* _PROMPT_
All material below is to be reproduced exactly.

* _DATA SHOWN_

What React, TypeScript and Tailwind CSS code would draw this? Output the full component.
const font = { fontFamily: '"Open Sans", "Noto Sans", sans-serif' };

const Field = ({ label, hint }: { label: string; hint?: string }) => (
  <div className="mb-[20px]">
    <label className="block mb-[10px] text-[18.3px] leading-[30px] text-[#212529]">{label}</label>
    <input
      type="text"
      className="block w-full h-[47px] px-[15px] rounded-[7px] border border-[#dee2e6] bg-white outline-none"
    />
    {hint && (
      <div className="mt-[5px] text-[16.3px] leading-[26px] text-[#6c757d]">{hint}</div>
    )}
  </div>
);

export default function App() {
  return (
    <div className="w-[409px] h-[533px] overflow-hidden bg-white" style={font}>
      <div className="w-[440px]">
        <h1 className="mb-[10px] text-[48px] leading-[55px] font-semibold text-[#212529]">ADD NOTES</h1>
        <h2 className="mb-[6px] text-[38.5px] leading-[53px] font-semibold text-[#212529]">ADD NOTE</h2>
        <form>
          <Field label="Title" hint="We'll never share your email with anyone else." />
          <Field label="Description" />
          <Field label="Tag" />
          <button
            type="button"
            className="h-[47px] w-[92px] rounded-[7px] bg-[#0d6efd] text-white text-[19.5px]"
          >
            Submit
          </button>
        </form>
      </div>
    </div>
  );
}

* _THE ANSWER_
What React, TypeScript and Tailwind CSS code would draw this? Output the full component.
const font = { fontFamily: '"Open Sans", "Noto Sans", sans-serif' };

const Field = ({ label, hint }: { label: string; hint?: string }) => (
  <div className="mb-[20px]">
    <label className="block mb-[10px] text-[18.3px] leading-[30px] text-[#212529]">{label}</label>
    <input
      type="text"
      className="block w-full h-[47px] px-[15px] rounded-[7px] border border-[#dee2e6] bg-white outline-none"
    />
    {hint && (
      <div className="mt-[5px] text-[16.3px] leading-[26px] text-[#6c757d]">{hint}</div>
    )}
  </div>
);

export default function App() {
  return (
    <div className="w-[409px] h-[533px] overflow-hidden bg-white" style={font}>
      <div className="w-[440px]">
        <h1 className="mb-[10px] text-[48px] leading-[55px] font-semibold text-[#212529]">ADD NOTES</h1>
        <h2 className="mb-[6px] text-[38.5px] leading-[53px] font-semibold text-[#212529]">ADD NOTE</h2>
        <form>
          <Field label="Title" hint="We'll never share your email with anyone else." />
          <Field label="Description" />
          <Field label="Tag" />
          <button
            type="button"
            className="h-[47px] w-[92px] rounded-[7px] bg-[#0d6efd] text-white text-[19.5px]"
          >
            Submit
          </button>
        </form>
      </div>
    </div>
  );
}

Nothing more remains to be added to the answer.